Summary: We explore how suitable it is for your business to run on home broadband.
When dipping your toes into the waters of something new, it’s natural to not want to overcommit. You don’t know before you try a new technology, whether it’s going to be right for you, so why not start small and see how you get on?
That’s the way many small companies in Ireland first experience broadband, with a home connection designed to be cheap and accessible. For one-person start-ups, small home offices or remote workers connecting to the office, that might be ideal. But it’s important to remember that there’s a lot more to business broadband than just access to faster download speeds.
Broadband To Match Your Ambition
“It’s often the case that a business’s ambitions precede its broadband connection being upgraded. In other words, it’s only when a business gets to the point that its broadband is a bottleneck to progress that it bites the bullet and goes for a business account,” said Aaron Grant, Business Broadband Proposition Manager with Vodafone.

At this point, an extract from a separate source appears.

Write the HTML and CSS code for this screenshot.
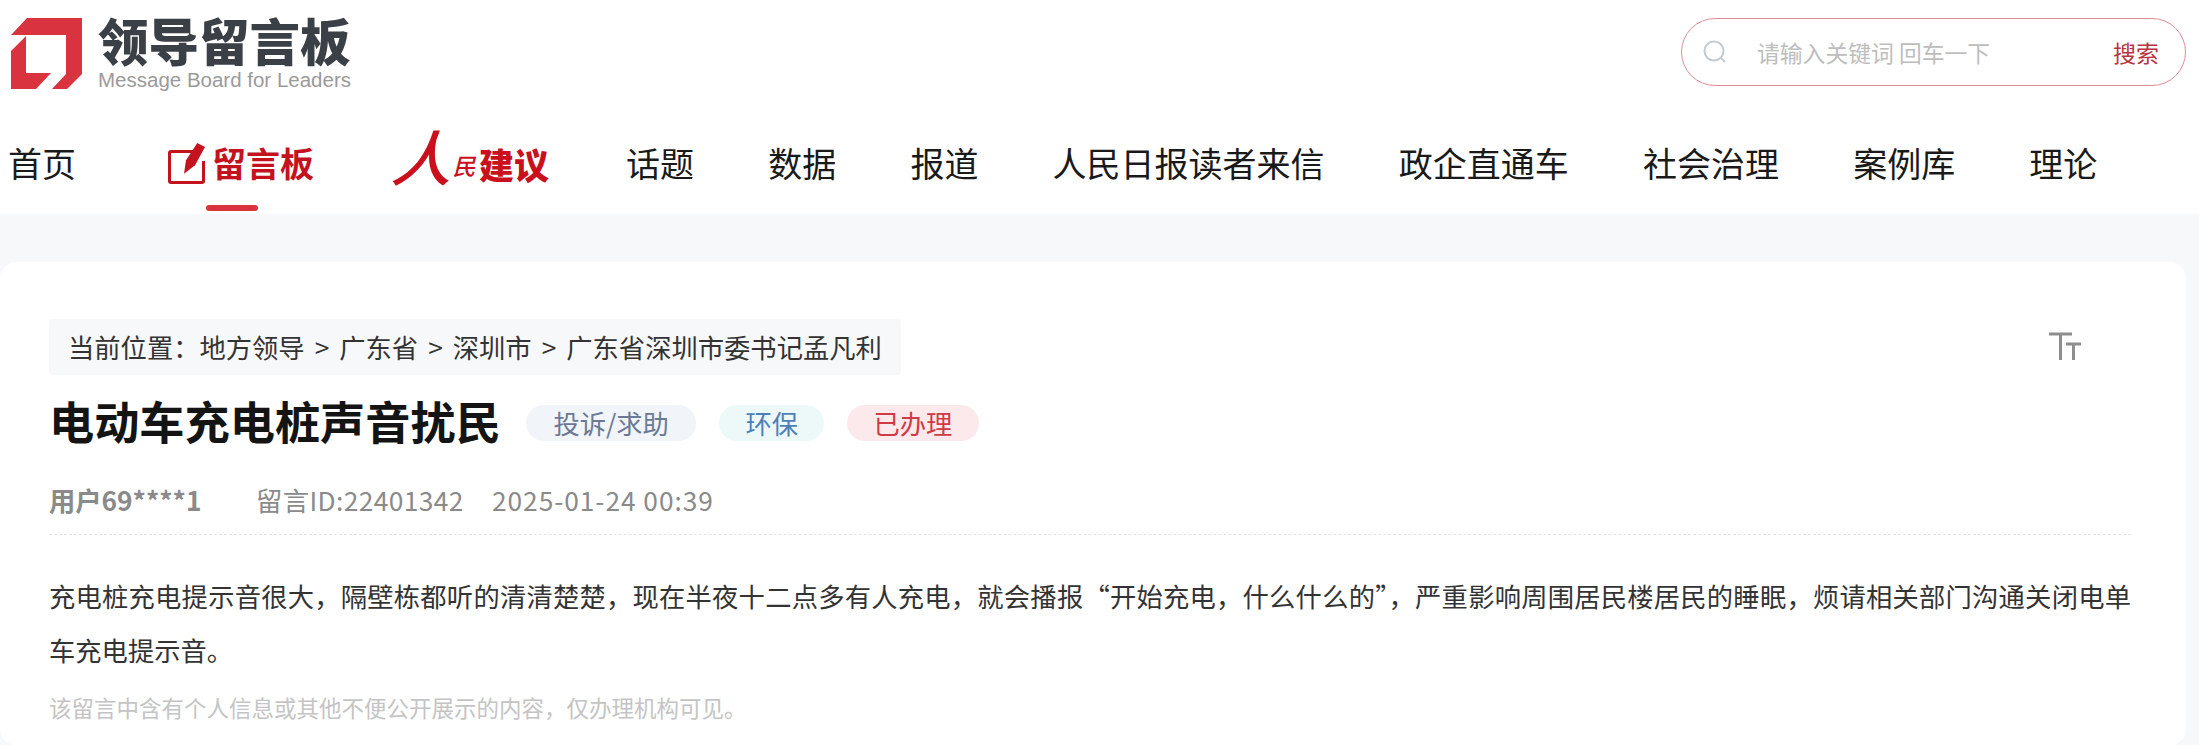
FILE: index.html
```html
<!DOCTYPE html>
<html lang="zh-CN">
<head>
<meta charset="utf-8">
<title>领导留言板</title>
<link rel="stylesheet" href="styles.css">
</head>
<body>
<header class="header">
  <div class="top">
    <a class="brand">
      <svg class="brand-mark" viewBox="0 0 72 72" aria-hidden="true">
        <path fill="#d8333f" d="M16 0H71V56L56 71H41L55 56V17H0Z"/>
        <path fill="#d8333f" d="M0 33L15 18V55H40L25 71H0Z"/>
      </svg>
      <div class="brand-text">
        <div class="brand-cn">领导留言板</div>
        <div class="brand-en">Message Board for Leaders</div>
      </div>
    </a>
    <div class="search">
      <svg class="search-icon" viewBox="0 0 24 24" aria-hidden="true">
        <circle cx="11" cy="11" r="9.5" fill="none" stroke="#c4ccd2" stroke-width="2"/>
        <path d="M18 18l4 4" stroke="#c4ccd2" stroke-width="2" fill="none"/>
      </svg>
      <span class="search-hint">请输入关键词 回车一下</span>
      <span class="search-btn">搜索</span>
    </div>
  </div>
  <nav class="nav">
    <a class="nav-item first">首页</a>
    <a class="nav-item board">
      <svg class="board-icon" viewBox="0 0 38 42" aria-hidden="true">
        <path d="M26 9.500H3a1.500 1.500 0 0 0-1.500 1.500V39A1.500 1.500 0 0 0 3 40.500H34a1.500 1.500 0 0 0 1.500-1.500V19" fill="none" stroke="#c4121f" stroke-width="3"/>
        <path d="M29.300 1L37 5 27 23.300 16 31.700 18 18.300Z" fill="#c4121f"/>
      </svg>
      <span class="board-label">留言板</span>
    </a>
    <a class="nav-item renmin"><span class="rm-ren">人</span><span class="rm-min">民</span><span class="rm-jy">建议</span></a>
    <a class="nav-item">话题</a>
    <a class="nav-item">数据</a>
    <a class="nav-item">报道</a>
    <a class="nav-item">人民日报读者来信</a>
    <a class="nav-item">政企直通车</a>
    <a class="nav-item">社会治理</a>
    <a class="nav-item">案例库</a>
    <a class="nav-item">理论</a>
  </nav>
</header>
<main class="page">
  <article class="card">
    <div class="crumb-row">
      <div class="crumb">当前位置：地方领导<span class="sep">&gt;</span>广东省<span class="sep">&gt;</span>深圳市<span class="sep">&gt;</span>广东省深圳市委书记孟凡利</div>
      <svg class="tt" viewBox="0 0 32 28" aria-hidden="true">
        <path d="M0 2H23M11.500 2V28" stroke="#8e8e8e" stroke-width="3" fill="none"/>
        <path d="M17 12H32M24.500 12V28" stroke="#8e8e8e" stroke-width="3" fill="none"/>
      </svg>
    </div>
    <div class="title-row">
      <h1 class="title">电动车充电桩声音扰民</h1>
      <span class="tag tag-type">投诉/求助</span>
      <span class="tag tag-field">环保</span>
      <span class="tag tag-state">已办理</span>
    </div>
    <div class="meta">
      <span class="meta-user">用户69****1</span>
      <span class="meta-id">留言ID:22401342</span>
      <span class="meta-date">2025-01-24 00:39</span>
    </div>
    <p class="body">充电桩充电提示音很大，隔壁栋都听的清清楚楚，现在半夜十二点多有人充电，就会播报“开始充电，什么什么的”，严重影响周围居民楼居民的睡眠，烦请相关部门沟通关闭电单车充电提示音。</p>
    <p class="note">该留言中含有个人信息或其他不便公开展示的内容，仅办理机构可见。</p>
  </article>
</main>
</body>
</html>
```
FILE: styles.css
```css
* { box-sizing: border-box; }
html, body { margin: 0; height: 745px; overflow: hidden; }
body {
  background: #f7f8fa;
  font-family: "Noto Sans CJK SC", "Noto Sans", sans-serif;
  color: #1a1a1a;
}
.header { background: #fff; height: 214px; }
.top {
  display: flex;
  justify-content: space-between;
  padding: 18px 13px 0 11px;
  height: 111px;
}
.brand { display: flex; gap: 15px; height: 72px; }
.brand-mark { width: 72px; height: 72px; }
.brand-cn {
  font-family: "Liberation Sans", "Noto Sans CJK SC", sans-serif;
  font-size: 50.500px;
  line-height: 52px;
  font-weight: 900;
  color: #3b4046;
  white-space: nowrap;
  height: 53px;
}
.brand-en {
  font-family: "Liberation Sans", sans-serif;
  font-size: 20.500px;
  line-height: 18px;
  color: #9a9a9a;
  white-space: nowrap;
}
.search {
  width: 505px;
  height: 68px;
  border: 1px solid #e08d98;
  border-radius: 34px;
  display: flex;
  align-items: center;
  padding: 0 26px 0 21px;
}
.search-icon { width: 24px; height: 24px; margin-right: 30px; }
.search-hint { font-size: 22.800px; color: #bdbdbd; flex: 1; }
.search-btn { font-size: 23px; color: #b8323f; }
.nav {
  display: flex;
  align-items: center;
  padding-left: 8px;
  height: 103px;
  position: relative;
}
.nav-item {
  font-size: 34px;
  line-height: 50px;
  margin-right: 74.200px;
  white-space: nowrap;
  color: #1a1a1a;
}
.nav-item.first { margin-right: 92px; }
.board { display: flex; align-items: center; gap: 6px; margin-right: 81px; position: relative; }
.board::after {
  content: "";
  position: absolute;
  left: 38px;
  bottom: -23px;
  width: 52px;
  height: 6px;
  border-radius: 3px;
  background: #d8333f;
}
.board-icon { width: 38px; height: 42px; }
.board-label { font-weight: 700; font-size: 34px; color: #c4121f; }
.renmin {
  display: flex;
  align-items: center;
  color: #c9101c;
  margin-right: 77px;
}
.rm-ren { font-size: 60px; line-height: 50px; font-weight: 500; transform: skewX(-18deg); width: 56px; margin: 0 0 16px 4px; }
.rm-min { font-size: 23px; line-height: 40px; font-weight: 500; transform: skewX(-14deg); width: 24px; margin-top: 4px; }
.rm-jy { font-size: 35px; line-height: 44px; font-weight: 900; margin-top: 2px; }
.page { padding: 48px 13px 0 0; }
.card {
  background: #fff;
  border-radius: 16px;
  height: 483px;
  padding: 57px 55px 0 49px;
}
.crumb-row { display: flex; justify-content: space-between; align-items: flex-start; }
.crumb {
  background: #f7f8fa;
  border-radius: 4px;
  height: 56px;
  line-height: 56px;
  padding: 0 19px 0 19px;
  font-size: 26.300px;
  color: #333;
  white-space: nowrap;
}
.sep { margin: 0 10px; }
.tt { width: 32px; height: 28px; margin: 13px 50px 0 0; }
.title-row { display: flex; align-items: center; margin-top: 18px; height: 56px; }
.title {
  margin: 0 25px 0 0;
  font-size: 45.200px;
  line-height: 56px;
  font-weight: 700;
  color: #141414;
  white-space: nowrap;
}
.tag {
  height: 36px;
  line-height: 36px;
  border-radius: 18px;
  padding: 0 26px;
  font-size: 26.300px;
  margin: 3px 23px 0 0;
  white-space: nowrap;
}
.tag-type { background: #f1f4f9; color: #6b7a94; padding: 0 27.500px; }
.tag-field { background: #edf9f8; color: #4f7fb8; }
.tag-state { background: #fbe9eb; color: #cf3a47; padding: 0 26.500px; }
.meta {
  display: flex;
  align-items: center;
  margin-top: 23px;
  height: 63px;
  padding-bottom: 7px;
  font-size: 26.300px;
  color: #8a8a8a;
  border-bottom: 1px dashed #e4e4e4;
}
.meta-user { font-weight: 700; width: 207px; }
.meta-id { width: 236px; letter-spacing: 0.400px; }
.meta-date { letter-spacing: 0.950px; }
.body {
  margin: 34px 0 0;
  font-size: 26.300px;
  line-height: 54px;
  color: #333;
  text-align: justify;
}
.note {
  margin: 14px 0 0;
  font-size: 22.500px;
  line-height: 32px;
  color: #c4c4c4;
}
```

“But there are loads of reasons why you might want a business account rather than a home account, and most of them surround support. Because the more you depend on your connectivity, the more important it is that when something goes wrong, you’re at the front of the queue for help, and not at the back with home users whose needs probably aren’t as urgent as yours.”
As companies grow, they often find that one of the first places to feel that strain is in their digital connectivity. Home connections can work fine if all that’s happening is some e-mailing and web surfing but when proper business systems start to be laid on top of that connection, then capacity and contention can be real issues.
CCTV systems, cloud-delivered software, data backup and internet-enabled telephony can soak up capacity quickly, as can point of sale systems like those provided by Sum Up or Square. As more people come into a business and start to use its digital resources, demand for your connection can grow exponentially.
Multiple Devices
One or two devices isn’t an issue, but five or ten laptops and smartphones connecting at the same time probably will be. At the same time, contention can become a problem. Home broadband connections are typically shared with other broadband customers in the area, which is known as contention.
So, while the download speed of a home connection might be advertised as being ‘up to 50 Mbps,’ in reality you might not get this. That 50Mbps isn’t guaranteed for home users in the way that it is for businesses using dedicated lines.
For example, if you’re using a home connection and you happen to be located close to other heavy users, you can see your access speeds drop at peak usage times. In residential areas, for example, it’s not unusual for broadband speeds to drop when the local kids get home from school and fire up their games consoles, and again in the evening when their parents start streaming video and catching up on their favourite box sets.
Future-Proofing Your Business
“I think really what this is about is future-proofing your business. If we look at how technology has developed over the last ten years, I don't see us moving backwards anytime soon. Data is only going to become more important, not less. We don’t know what the next disruptive technology is going to be in terms of bricks and mortar commerce or online commerce, but the common denominator is that fast and reliable connections are not going to become obsolete,” said Grant.
“It’s also worth remembering that service level agreements (SLAs) are really valuable to any business customer. If a home user is cut off and has to do without Netflix and Facebook for a few days, well that’s just not as big a deal as if a business is in the same situation.”
Vodafone recognises that its business customers depend on cloud connectivity to keep their companies operating and have engineers trained to work on setups at all levels of complexity, from small installations right up to enterprise-grade systems.
“One major difference between home and business customer use cases in our experience is that business users often need symmetrical connections, with upload speeds that are as fast as download. Most home accounts might offer 100 Mbps download but only 10 Mbps up,’ said Grant.
“That’s an issue if you’re sending large files or doing collaborative work with others remotely. At the same time, covid has reshaped the way many people work. Video conferencing was a relative niche activity before the pandemic and now it’s gone well and truly mainstream. That also places a burden on your digital connections.”
With many workers looking for partial or full remote working, it falls to their employers to make sure that their IT infrastructure can handle this fundamental change to how people do their jobs.
“I think the way the business world has adapted to the pandemic has challenged many assumptions about the best ways to organise people to do their jobs, and one thing that people have realised is that under certain circumstances, fast reliable broadband is as crucial as a road network for facilitating the economy,” said Grant.